S'il est vrai que, globalement, des espèces invasives s'implantent un peu partout dans le monde, les insectes sont, en général véhiculés par des plantes importées, la plupart du temps par des plantes ornementales. L'augmentation du nombre et de la rapidité des échanges entre les différentes parties du monde entraînent une augmentation des introductions de nouvelles espèces invasives et ce phénomène est très inquiétant.
D'un autre côté, et suite notamment à l'introduction catastrophique en Europe du Phylloxera de la vigne en 1860 et du Doryphore en 1922, des mesures importantes de désinsectisation, quarantaine et surveillance ont été mis en place, ne cessant de s'améliorer. Dans ce contexte, on peut penser qu'après tout, ce qui nous arrive avec Diabrotica virgifera n'a rien que de très banal. Pourtant, si les tous petits pucerons et cochenilles semblent plus facilement réussir leur débarquement (ils représentent 64% des espèces exogènes), c'est plus difficile pour notre Chrysomèle, qui mesure tout de même plus d'un demi-centimètre et ne passe pas si facilement inaperçue.

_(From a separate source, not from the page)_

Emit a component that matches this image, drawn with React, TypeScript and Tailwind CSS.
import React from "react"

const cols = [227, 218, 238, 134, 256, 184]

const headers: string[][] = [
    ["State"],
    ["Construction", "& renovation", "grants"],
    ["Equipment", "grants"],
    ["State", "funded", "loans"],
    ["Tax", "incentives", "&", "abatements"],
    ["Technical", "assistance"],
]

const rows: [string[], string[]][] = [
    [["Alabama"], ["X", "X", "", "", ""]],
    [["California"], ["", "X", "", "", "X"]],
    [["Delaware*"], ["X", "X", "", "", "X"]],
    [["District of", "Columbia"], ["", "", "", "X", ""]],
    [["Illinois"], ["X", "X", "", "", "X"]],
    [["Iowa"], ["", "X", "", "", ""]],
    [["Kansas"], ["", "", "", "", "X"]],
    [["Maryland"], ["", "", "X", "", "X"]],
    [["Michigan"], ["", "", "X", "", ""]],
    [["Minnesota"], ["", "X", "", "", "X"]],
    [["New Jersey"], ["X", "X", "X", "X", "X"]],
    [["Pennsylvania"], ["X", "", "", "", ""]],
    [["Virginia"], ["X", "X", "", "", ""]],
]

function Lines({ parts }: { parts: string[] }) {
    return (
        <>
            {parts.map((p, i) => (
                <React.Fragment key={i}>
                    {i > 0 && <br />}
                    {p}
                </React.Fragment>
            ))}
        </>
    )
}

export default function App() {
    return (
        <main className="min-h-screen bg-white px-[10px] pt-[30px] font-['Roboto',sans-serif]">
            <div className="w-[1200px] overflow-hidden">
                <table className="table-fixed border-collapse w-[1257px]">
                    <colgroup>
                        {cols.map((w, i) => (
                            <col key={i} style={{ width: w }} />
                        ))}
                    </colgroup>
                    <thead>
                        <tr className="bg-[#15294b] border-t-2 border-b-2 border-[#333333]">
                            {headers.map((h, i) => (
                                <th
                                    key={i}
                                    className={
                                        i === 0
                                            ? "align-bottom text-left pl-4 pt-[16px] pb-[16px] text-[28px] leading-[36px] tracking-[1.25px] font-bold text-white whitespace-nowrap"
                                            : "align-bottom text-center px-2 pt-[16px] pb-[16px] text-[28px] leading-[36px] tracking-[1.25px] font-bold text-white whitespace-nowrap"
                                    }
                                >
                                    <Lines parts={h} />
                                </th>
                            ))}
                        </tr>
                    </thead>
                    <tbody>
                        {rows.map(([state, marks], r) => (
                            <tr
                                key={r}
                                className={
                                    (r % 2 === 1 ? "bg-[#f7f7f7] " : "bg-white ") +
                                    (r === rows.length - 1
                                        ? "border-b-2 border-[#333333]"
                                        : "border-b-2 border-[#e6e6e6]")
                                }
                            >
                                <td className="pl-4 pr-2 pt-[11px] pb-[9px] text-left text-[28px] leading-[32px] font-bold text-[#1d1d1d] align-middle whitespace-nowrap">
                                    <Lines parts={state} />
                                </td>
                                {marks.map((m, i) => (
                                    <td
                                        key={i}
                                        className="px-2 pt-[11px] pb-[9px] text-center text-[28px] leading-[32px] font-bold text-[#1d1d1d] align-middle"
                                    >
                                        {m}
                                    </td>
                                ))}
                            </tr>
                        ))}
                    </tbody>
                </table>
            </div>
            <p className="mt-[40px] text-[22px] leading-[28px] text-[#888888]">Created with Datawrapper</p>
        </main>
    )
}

Il faut, pour que l'introduction se fasse avec succès, soit importer de la terre avec des oeufs et les remettre ensuite dans des conditions favorables, soit, plutôt introduire des femelles fécondées, à la bonne période, pas trop loin d'un champ de maïs et que ces bestioles échappent aux insecticides, aux conditions de soute, aux quarantaines et aux contrôles. Bref, ce n'est tout de même pas si simple.

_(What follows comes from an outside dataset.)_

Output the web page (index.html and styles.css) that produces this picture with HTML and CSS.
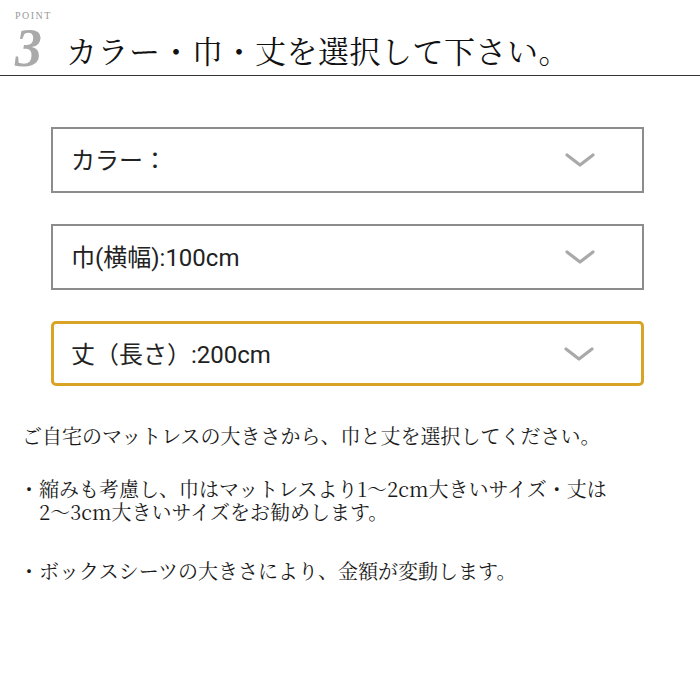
FILE: index.html
```html
<!DOCTYPE html>
<html lang="ja">
<head>
    <meta charset="UTF-8">
    <meta name="viewport" content="width=device-width, initial-scale=1.0">
    <title>カラー・巾・丈の選択</title>
    <link rel="stylesheet" href="styles.css">
</head>
<body>
    <div class="point-head">
        <div class="point-mark">
            <span class="point-label">POINT</span>
            <span class="point-num">3</span>
        </div>
        <h1 class="point-title">カラー・巾・丈を選択して下さい。</h1>
    </div>

    <div class="select-list">
        <div class="select-box">
            <span class="select-text">カラー：</span>
            <svg class="chevron" width="30" height="16" viewBox="0 0 30 16"><path d="M2 3 L15 13 L28 3" fill="none" stroke="#a9a9a9" stroke-width="3.2" stroke-linecap="round" stroke-linejoin="round"/></svg>
        </div>
        <div class="select-box">
            <span class="select-text">巾(横幅):100cm</span>
            <svg class="chevron" width="30" height="16" viewBox="0 0 30 16"><path d="M2 3 L15 13 L28 3" fill="none" stroke="#a9a9a9" stroke-width="3.2" stroke-linecap="round" stroke-linejoin="round"/></svg>
        </div>
        <div class="select-box active">
            <span class="select-text">丈（長さ）:200cm</span>
            <svg class="chevron" width="30" height="16" viewBox="0 0 30 16"><path d="M2 3 L15 13 L28 3" fill="none" stroke="#a9a9a9" stroke-width="3.2" stroke-linecap="round" stroke-linejoin="round"/></svg>
        </div>
    </div>

    <div class="notes">
        <p class="lead">ご自宅のマットレスの大きさから、巾と丈を選択してください。</p>
        <p class="note">・<span>縮みも考慮し、巾はマットレスより1～2cm大きいサイズ・丈は<br>2～3cm大きいサイズをお勧めします。</span></p>
        <p class="note">・<span>ボックスシーツの大きさにより、金額が変動します。</span></p>
    </div>
</body>
</html>
```

FILE: styles.css
```css
body {
    margin: 0;
    background: #fff;
    color: #222;
    font-family: "Noto Serif CJK JP", "Liberation Serif", "Noto Sans CJK JP", serif;
}
.point-head {
    display: flex;
    align-items: flex-end;
    padding: 10px 0 4px 15px;
    border-bottom: 1px solid #333;
}
.point-mark {
    display: flex;
    flex-direction: column;
    width: 50px;
}
.point-label {
    font-family: "Liberation Serif", serif;
    font-size: 10px;
    letter-spacing: 1.5px;
    color: #999;
    line-height: 11px;
    margin-bottom: 4px;
}
.point-num {
    font-family: "Liberation Serif", serif;
    font-style: italic;
    font-weight: bold;
    font-size: 54px;
    line-height: 46px;
    color: #aaa;
}
.point-title {
    margin: 0 0 1px 1px;
    font-size: 31px;
    font-weight: normal;
    line-height: 40px;
    color: #111;
    letter-spacing: 0.5px;
}
.select-list {
    display: flex;
    flex-direction: column;
    gap: 31px;
    margin: 51px 0 0 51px;
    width: 593px;
}
.select-box {
    display: flex;
    align-items: center;
    justify-content: space-between;
    height: 62px;
    padding: 0 47px 0 18px;
    border: 2px solid #8c8c8c;
    font-family: Roboto, "Noto Sans CJK JP", sans-serif;
    font-size: 24px;
    color: #222;
}
.select-text {
    margin-top: -3px;
}
.select-box.active {
    height: 59px;
    padding-left: 17px;
    border: 3px solid #d9a326;
    border-radius: 5px;
}
.chevron {
    display: block;
}
.notes {
    margin: 38px 0 0 22px;
    font-size: 20px;
    color: #1a1a1a;
}
.notes p {
    margin: 0;
    line-height: 23px;
}
.lead {
    margin-bottom: 30px !important;
}
.note {
    display: flex;
    margin-left: -3px !important;
    margin-bottom: 36px !important;
}
.note span {
    display: block;
}
```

Accident ou Bioterrorisme ?
Mais le mieux est de comparer avec ce qui est à peu près comparable et dont on dispose, à savoir : le nombre de coléoptères venant d'Amérique du Nord (il y en a là-bas plusieurs milliers d'espèces) qui ont pu s'établir en France métropolitaine ( nous n'avons pas les données pour l'Europe entière). En se référant à une liste d'insectes ravageurs phytophages introduit de 1950 à 1997, on retrouve UN coléoptère, Reesa vespulae, introduit avec des graines. Une autre revue, précédemment citée, répertoriant les introductions en France d'insectes ravageurs ( tous genres et origines confondus) entre 2000 et 2005 ne signale qu'UN SEUL cas :notre Chrysomèle du maïs.
Voilà qui nous donne une idée de l'ordre de grandeur de ce qu'il se passe, sachant que de 1992 à 2004, au moins TROIS, probablement quatre implantations de diabrotica virgifera on eu lieu avec succès en Europe, voire plus, car tous les échantillons n'ont pas encore été analysés. En plus, le maïs n'est pas vraiment importé par avion.

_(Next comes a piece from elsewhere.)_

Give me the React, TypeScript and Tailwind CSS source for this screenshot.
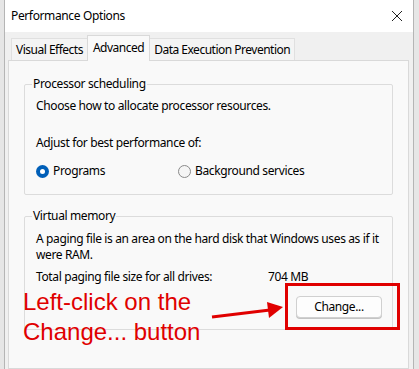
import React from "react";

export default function App() {
  const font = { fontFamily: '"Noto Sans", "Open Sans", sans-serif' };
  return (
    <div className="w-[419px] h-[369px] bg-[#e6e6e6] overflow-hidden relative" style={font}>
      <div className="ml-[4px] w-[410px] h-[369px] bg-[#f0f0f0] border-l border-r border-[#b5b5b5] flex flex-col text-[12px] tracking-[-0.37px] text-black">
        {/* Title bar */}
        <div className="h-[32px] bg-white flex items-center justify-between pl-[6px] pr-[6px] shrink-0">
          <span className="text-[12px] leading-none">Performance Options</span>
          <svg width="12" height="12" viewBox="0 0 12 12" className="mr-[4px]">
            <path d="M1 1 L11 11 M11 1 L1 11" stroke="#222" strokeWidth="1" />
          </svg>
        </div>
        {/* Tabs */}
        <div className="flex items-end pl-[6px] h-[28px] shrink-0 tracking-[-0.5px]">
          <div className="h-[22px] px-[4px] flex items-center bg-[#f4f4f4] border-t border-l border-[#e0e0e0] text-[12px]">Visual Effects</div>
          <div className="h-[26px] px-[5px] flex items-start pt-[3px] bg-[#f9f9f9] border-t border-l border-r border-[#d9d9d9] text-[12px] -mb-px relative z-10">Advanced</div>
          <div className="h-[22px] px-[4px] flex items-center bg-[#f4f4f4] border-t border-r border-[#e0e0e0] text-[12px]">Data Execution Prevention</div>
        </div>
        {/* Panel */}
        <div className="flex-1 ml-[3px] mr-[4px] bg-[#f9f9f9] border border-[#d9d9d9] px-[15px] pt-[16px]">
          {/* Processor scheduling */}
          <fieldset className="border border-[#dcdcdc] rounded-[2px] px-[11px] pb-[15px] m-0">
            <legend className="px-[1px] ml-[-4px] text-[12px] leading-[14px]">Processor scheduling</legend>
            <div className="mt-[7px] leading-[16px]">Choose how to allocate processor resources.</div>
            <div className="mt-[21px] leading-[16px]">Adjust for best performance of:</div>
            <div className="mt-[12px] flex items-center leading-[16px]">
              <div className="flex items-center w-[142px]">
                <span className="w-[13px] h-[13px] rounded-full bg-[#005fb8] flex items-center justify-center mr-[4px]">
                  <span className="w-[5px] h-[5px] rounded-full bg-white" />
                </span>
                <span>Programs</span>
              </div>
              <div className="flex items-center">
                <span className="w-[13px] h-[13px] rounded-full border border-[#8a8a8a] bg-[#f5f5f5] mr-[4px]" />
                <span>Background services</span>
              </div>
            </div>
          </fieldset>
          {/* Virtual memory */}
          <fieldset className="mt-[14px] border border-[#dcdcdc] rounded-[2px] px-[11px] pb-[11px] m-0">
            <legend className="px-[1px] ml-[-4px] text-[12px] leading-[14px]">Virtual memory</legend>
            <div className="mt-[8px] leading-[16px] whitespace-nowrap">
              <div>A paging file is an area on the hard disk that Windows uses as if it</div>
              <div>were RAM.</div>
            </div>
            <div className="mt-[6px] flex leading-[16px]">
              <span className="w-[232px]">Total paging file size for all drives:</span>
              <span>704 MB</span>
            </div>
            <div className="mt-[11px] flex justify-end mr-[-1px]">
              <div className="w-[86px] h-[22px] bg-[#fdfdfd] border border-[#d0d0d0] rounded-[4px] flex items-center justify-center shadow-[0_1px_0_#c4c4c4]">
                Change...
              </div>
            </div>
          </fieldset>
        </div>
      </div>
      {/* Annotation overlay */}
      <div
        className="absolute left-[23px] top-[287px] text-[#e00000] text-[24px] leading-[30px]"
        style={{ fontFamily: '"Liberation Sans", Arial, sans-serif' }}
      >
        <div>Left-click on the</div>
        <div>Change... button</div>
      </div>
      <div className="absolute left-[285px] top-[283px] w-[115px] h-[47px] border-[3px] border-[#e00000]" />
      <svg className="absolute left-[210px] top-[298px]" width="76" height="24" viewBox="0 0 76 24">
        <line x1="2" y1="19" x2="60" y2="12" stroke="#e00000" strokeWidth="3" />
        <polygon points="73,9 57,4 59,20" fill="#e00000" />
      </svg>
    </div>
  );
}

Les auteurs des articles de la revue Science en question concluent du reste, avec toute la prudence qui convient : "notre étude soulève aussi des questions concernant les changements (tels l'adaptation des insectes ou les modifications des mesures de contrôle ou des pratiques de transport) qui ont permis une brutable et récente explosion des introductions transatlantiques des chrysomèles du maïs".
Alors, introduction accidentelle, très improbable, mais non totalement impossible, ou "bioterrorisme", selon les termes d'Antonio Fichetti ? A qui profite le crime ? Certes, on a bien vu la réponse, donnée aussi sur le site pro-OGM d'Internutrition, qui a écrit, après avoir relaté l'introduction en Suisse de la Chrysomèle : " Des plants de maïs génétiquement modifiés pourraient être une 'pièce de puzzle' dans une stratégie de défense globale. Elles ont la capacité de produire la protéine Bt dans leurs racines et de se protéger elles-mêmes contre le parasite". En précisant que ces plante OGM ne sont pas encore autorisées en Suisse...Quel dommage !
Mais attention : suspicion n'est pas preuve ! Le but de cet article n'est pas d'accuser mais de dresser une problèmatique et de bien montrer que quelque chose d'anormal se passe avec cette invasion de parasites d'outre-Atlantique. les enjeux sont tels, quelles que soient les modalités de ces introductions, qu'il est impératif que tout soit mis en oeuvre pour les éclaicir.